Neben Material geht es natürlich immer mehr auch um Technik. Wobei sich hier gerade im Alpenraum zeigt, dass man sie nutzt, um natürliche Ressourcen anzuzapfen und nicht künstlich zuzuführen. Ein Haus im Berg kühlt sich zum Beispiel quasi von allein, Regenwassernutzung spart externe Wasserzufuhr ein, und Solaranlagen nutzen die Sonne zur Stromerzeugung. Und das geht auch schön und nicht nur zweckmässig, wie etwa das Haus Sol’CH in Poschiavo zeigt, wo die Fassade vollständig mit Solarpanels bedeckt ist. Diese erzeugen rund 45'000 Kilowattstunden (kWh) Solarstrom pro Jahr. Was zu einem Solarstromüberschuss von rund 509 Prozent oder 37'600 kWh pro Jahr führt. «Dieses Haus zeigt eindrücklich, wie erfolgreich die Sonnenenergie in den Alpen genutzt werden kann», erklärt Silvia Jost. «Es ist mutig, aber sehr einfühlsam in die bestehende Situation eingepasst und hat damit in vielerlei Hinsicht eine Vorbildfunktion.»

Wenige Förderungen

Bauen ist jedoch natürlich auch eine Kostenfrage beziehungsweise lässt sich im Fall des nachhaltigen Bauens sagen, dass es in aller Regel höhere Anfangsinvestitionen braucht.
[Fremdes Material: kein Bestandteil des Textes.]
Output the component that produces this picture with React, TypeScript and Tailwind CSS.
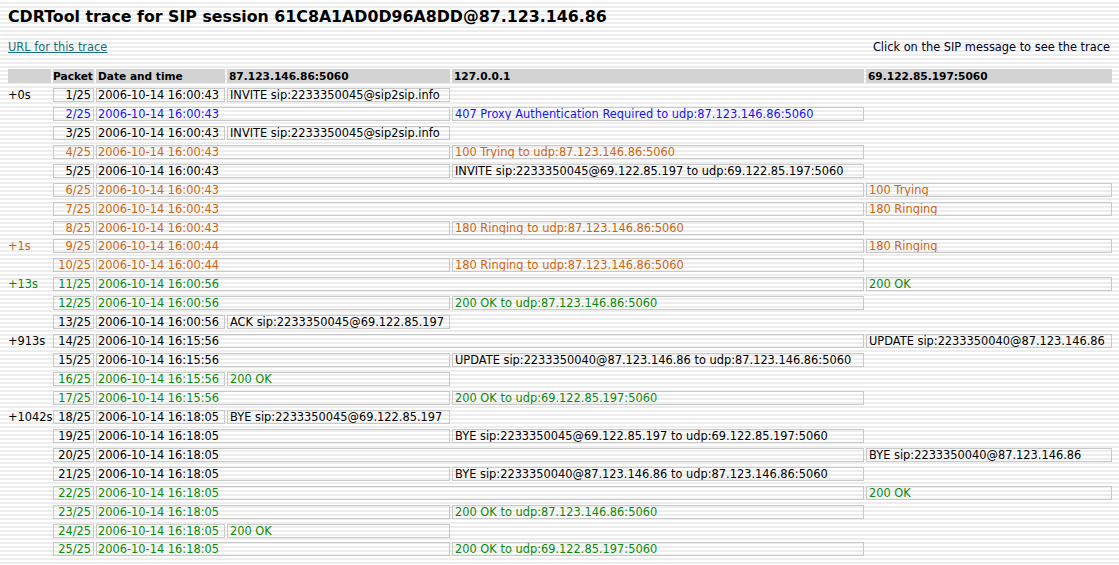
import React from 'react';

type Tone = 'black' | 'blue' | 'orange' | 'green';

interface Packet {
    offset?: string,
    offsetTone?: Tone,
    tone: Tone,
    time: string,
    col: 3 | 4 | 5,
    msg: string,
}

const toneClass: Record<Tone, string> = {
    black: 'text-black',
    blue: 'text-[#1414f5]',
    orange: 'text-[#cc6611]',
    green: 'text-[#0a8a0a]',
};

// date cell stretches up to the column that holds the message
const dateSpan: Record<number, string> = {
    3: 'col-span-1',
    4: 'col-span-2',
    5: 'col-span-3',
};

const msgStart: Record<number, string> = {
    3: 'col-start-4',
    4: 'col-start-5',
    5: 'col-start-6',
};

const packets: Packet[] = [
    {offset: '+0s', tone: 'black', time: '16:00:43', col: 3, msg: 'INVITE sip:2233350045@sip2sip.info'},
    {tone: 'blue', time: '16:00:43', col: 4, msg: '407 Proxy Authentication Required to udp:87.123.146.86:5060'},
    {tone: 'black', time: '16:00:43', col: 3, msg: 'INVITE sip:2233350045@sip2sip.info'},
    {tone: 'orange', time: '16:00:43', col: 4, msg: '100 Trying to udp:87.123.146.86:5060'},
    {tone: 'black', time: '16:00:43', col: 4, msg: 'INVITE sip:2233350045@69.122.85.197 to udp:69.122.85.197:5060'},
    {tone: 'orange', time: '16:00:43', col: 5, msg: '100 Trying'},
    {tone: 'orange', time: '16:00:43', col: 5, msg: '180 Ringing'},
    {tone: 'orange', time: '16:00:43', col: 4, msg: '180 Ringing to udp:87.123.146.86:5060'},
    {offset: '+1s', offsetTone: 'orange', tone: 'orange', time: '16:00:44', col: 5, msg: '180 Ringing'},
    {tone: 'orange', time: '16:00:44', col: 4, msg: '180 Ringing to udp:87.123.146.86:5060'},
    {offset: '+13s', offsetTone: 'green', tone: 'green', time: '16:00:56', col: 5, msg: '200 OK'},
    {tone: 'green', time: '16:00:56', col: 4, msg: '200 OK to udp:87.123.146.86:5060'},
    {tone: 'black', time: '16:00:56', col: 3, msg: 'ACK sip:2233350045@69.122.85.197'},
    {offset: '+913s', tone: 'black', time: '16:15:56', col: 5, msg: 'UPDATE sip:2233350040@87.123.146.86'},
    {tone: 'black', time: '16:15:56', col: 4, msg: 'UPDATE sip:2233350040@87.123.146.86 to udp:87.123.146.86:5060'},
    {tone: 'green', time: '16:15:56', col: 3, msg: '200 OK'},
    {tone: 'green', time: '16:15:56', col: 4, msg: '200 OK to udp:69.122.85.197:5060'},
    {offset: '+1042s', tone: 'black', time: '16:18:05', col: 3, msg: 'BYE sip:2233350045@69.122.85.197'},
    {tone: 'black', time: '16:18:05', col: 4, msg: 'BYE sip:2233350045@69.122.85.197 to udp:69.122.85.197:5060'},
    {tone: 'black', time: '16:18:05', col: 5, msg: 'BYE sip:2233350040@87.123.146.86'},
    {tone: 'black', time: '16:18:05', col: 4, msg: 'BYE sip:2233350040@87.123.146.86 to udp:87.123.146.86:5060'},
    {tone: 'green', time: '16:18:05', col: 5, msg: '200 OK'},
    {tone: 'green', time: '16:18:05', col: 4, msg: '200 OK to udp:87.123.146.86:5060'},
    {tone: 'green', time: '16:18:05', col: 3, msg: '200 OK'},
    {tone: 'green', time: '16:18:05', col: 4, msg: '200 OK to udp:69.122.85.197:5060'},
];

const cell = 'h-[14px] border border-[#c9c9c9] leading-[12px] whitespace-nowrap overflow-hidden';
const head = 'h-[14px] bg-[#d3d3d3] text-[10.6px] font-bold leading-[14px] whitespace-nowrap px-[2px]';

export default function App() {
    return (
        <div className="min-h-[565px] w-full px-[8px] pt-[6px] text-[11.4px] text-black bg-[repeating-linear-gradient(180deg,#ffffff_0px,#ffffff_2px,#ededed_2px,#ededed_4px)]"
             style={{fontFamily: '"DejaVu Sans", Verdana, sans-serif'}}>
            <h1 className="text-[15.8px] font-bold leading-[22px]">
                CDRTool trace for SIP session 61C8A1AD0D96A8DD@87.123.146.86
            </h1>

            <div className="flex justify-between items-end mt-[13px] h-[13px] leading-[13px]">
                <a href="#" className="text-[#17707a] underline">URL for this trace</a>
                <span className="text-[#000022] pr-[1px]">Click on the SIP message to see the trace</span>
            </div>

            <div className="grid grid-cols-[43px_41px_129px_223px_412px_246px] gap-x-[2px] gap-y-[4.94px] mt-[15px] w-max">
                <div className={head}></div>
                <div className={head + ' !px-0'}>Packet</div>
                <div className={head}>Date and time</div>
                <div className={head}>87.123.146.86:5060</div>
                <div className={head}>127.0.0.1</div>
                <div className={head}>69.122.85.197:5060</div>

                {packets.map((p, i) => (
                    <React.Fragment key={i}>
                        <div className={'col-start-1 h-[14px] leading-[14px] whitespace-nowrap ' + toneClass[p.offsetTone ?? p.tone]}>
                            {p.offset ?? ''}
                        </div>
                        <div className={cell + ' text-right pr-[2px] ' + toneClass[p.tone]}>
                            {i + 1}/25
                        </div>
                        <div className={cell + ' pl-[1px] ' + dateSpan[p.col] + ' ' + toneClass[p.tone]}>
                            2006-10-14 {p.time}
                        </div>
                        <div className={cell + ' pl-[2px] cursor-pointer ' + msgStart[p.col] + ' ' + toneClass[p.tone]}>
                            {p.msg}
                        </div>
                    </React.Fragment>
                ))}
            </div>
        </div>
    );
}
Doch es gibt regionale und nationale Förderungen, die das nachhaltige Bauen und Sanieren unterstützen. So zahlreich, wie sie sein sollten, sind sie aber sicher noch nicht. Und wer Interesse hat, muss oft eigenständig und intensiv nachforschen, was denn nun zu seinem Bauprojekt in dieser Region an finanzieller Förderung möglich ist. Schweizweit hat man mit dem im Jahr 2025 in Kraft getretenen Klimaund Innovationsgesetz (KIG) aber ein Zeichen gesetzt, denn in Teilen beinhaltet es auch Förderprogramme für Eigenheimbesitzer. Unter anderem wird der Ersatz von grossen Öl-, Gasund Elektroheizungen durch klimafreundliche, erneuerbare Systeme sowie für Massnahmen im Bereich der Energieeffizienz unterstützt. Auf der anderen Seite zeigt sich in der Realität, dass nachhaltiges Bauen bislang mehr kostet, da oft hochwertigere, ökologischere Materialien und fortschrittlichere Technologien zum Einsatz kommen. Dem wird jedoch gerne gegenübergestellt, dass durch verbesserte Energieeffizienz und geringere Betriebskosten die Mehrkosten schnell wieder ausgeglichen werden können. Und auch der Wiederverkaufswert der Immobilie ist in aller Regel höher.

«Constructive Alps» ist der einzige Architekturpreis, der Projekte von Monaco bis Slowenien mit einem umfassenden Verständnis von Nachhaltigkeit prämiert hat. «Nicht nur durch die Mischung von Internationalität und spezifischen Lösungen für den Alpenraum ist dieser Preis einzigartig, sondern auch durch das umfassende Verständnis von Nachhaltigkeit mit den Aspekten des Klimaschutzes, der Naturverträglichkeit und der Regionalwirtschaft sowie mit sozialen Aspekten wie der Nutzerfreundlichkeit», fasst Silvia Jost zusammen. «Diese lassen sich zu einem grossen Teil nicht in Zahlen abbilden, und dafür braucht es eine kompetente Jury.» Zudem wurde damit Aufmerksamkeit geschaffen. Denn oft sind nicht nur Förderprogramme entscheidend, sondern auch die Vernetzung und das Teilen von guten Beispielen. «Oder häufig haben wir Projekte erhalten, die mittels Freiwilligenarbeit ermöglicht wurden, wie zum Beispiel die Fussballarena Crap Gries in Schluein GR, wo sämtliche Spielerinnen und Spieler beim Bau mitgeholfen und mit 6000 Stunden Freiwilligenarbeit den Bau überhaupt ermöglicht haben. So wurde nicht nur ein neues Klubhaus erstellt, sondern auch der Zusammenhalt neu gefestigt», sagt Silvia Jost.

Und dabei – um es ein wenig pathetisch auszudrücken – geht es beim nachhaltigen Bauen besonders stark. Verstehen, dass Klimaschutz ein Gemeinschaftsprojekt ist und nicht ein Kampfprojekt einzelner Akteure.